Speaking strictly about FreeCAD (but it might apply to other formats too), there are however several possible paths to attack this:

1) if you unzip a FreeCAD file, 90% of its contents is text. There are many projects out there whose purpose is to unzip files when committing to git, and rezip after pulling: https://forum.freecadweb.org/viewtopic.php?f=22&t=8688&start=20 This could help reducing drammatically the size of a git repo containing FreeCAD files (if you move a piece by 10mm, only a pretty small fraction of the file will change) but it will still be hard to get a human-readable summary of what has changed, which is another big advantage of working with git.

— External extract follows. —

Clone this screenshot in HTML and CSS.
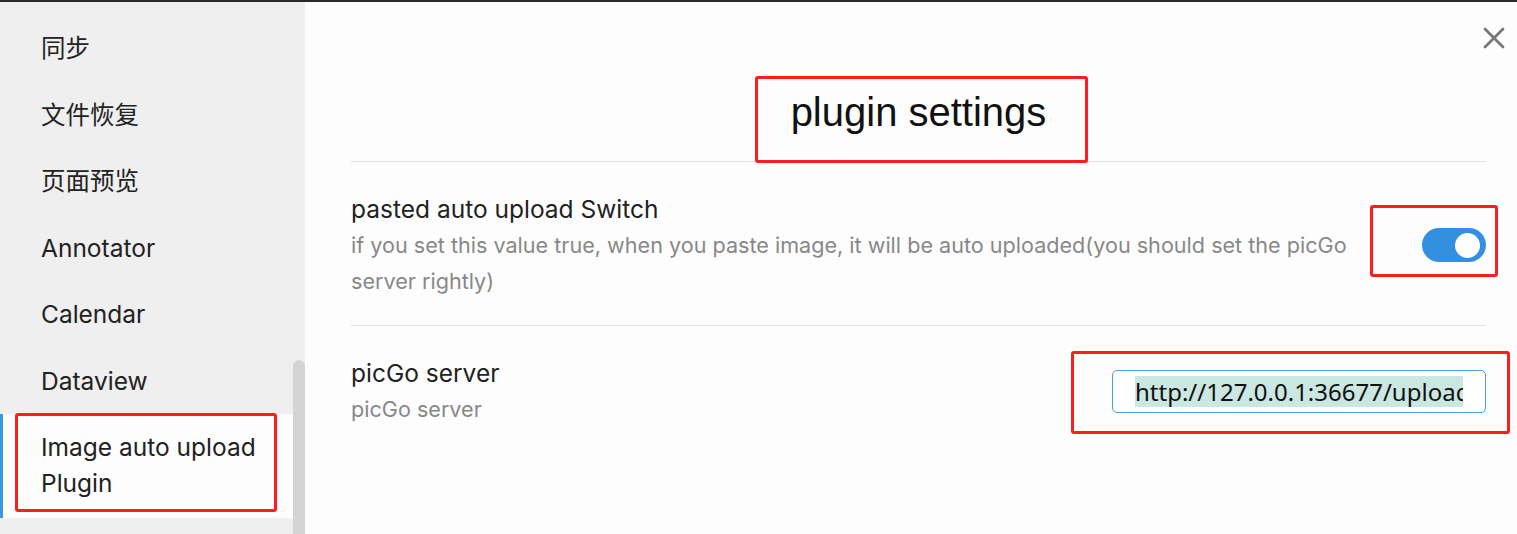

2) I started working some time ago on a small script ( https://github.com/FreeCAD/FreeCAD/blob/master/src/Tools/fcinfo ) whose purpose is to print a "text representation" of a FreeCAD file. The idea is that you could use this script to produce human-understandable diffs between two FreeCAD files (ex: object "Piece" was at x=10mm in the old file, now it is at x=20mm). Git allows you all kind of tricks to use your own diff programs for specific filetypes.

Basically this won't solve the main problem of "what ahppens when two people commit to the same file at the same time". No software I know of is able to work out this kind of problem with binary files. Unzipping a FreeCAD file might allow to do partial merge, though. But this needs some heavy testing, an will fail in many cases. The .brep files, for example, that store the shape of each file, although they are text files, often change drastically with a very simple change in the model, and will probably not be reconciliable/mergeable.

But even so there are certainly huge progresses to be done, and I believe these zip-based compond formats like FreeCAD's (libroffice uses that system too, and nowadays, would you believe, even microsoft, docx and xlsx are also unzippable) are the best possible compromise between binary formats and text-based formats...

I'd love to know how this question is going forward on your side, please keep me informed!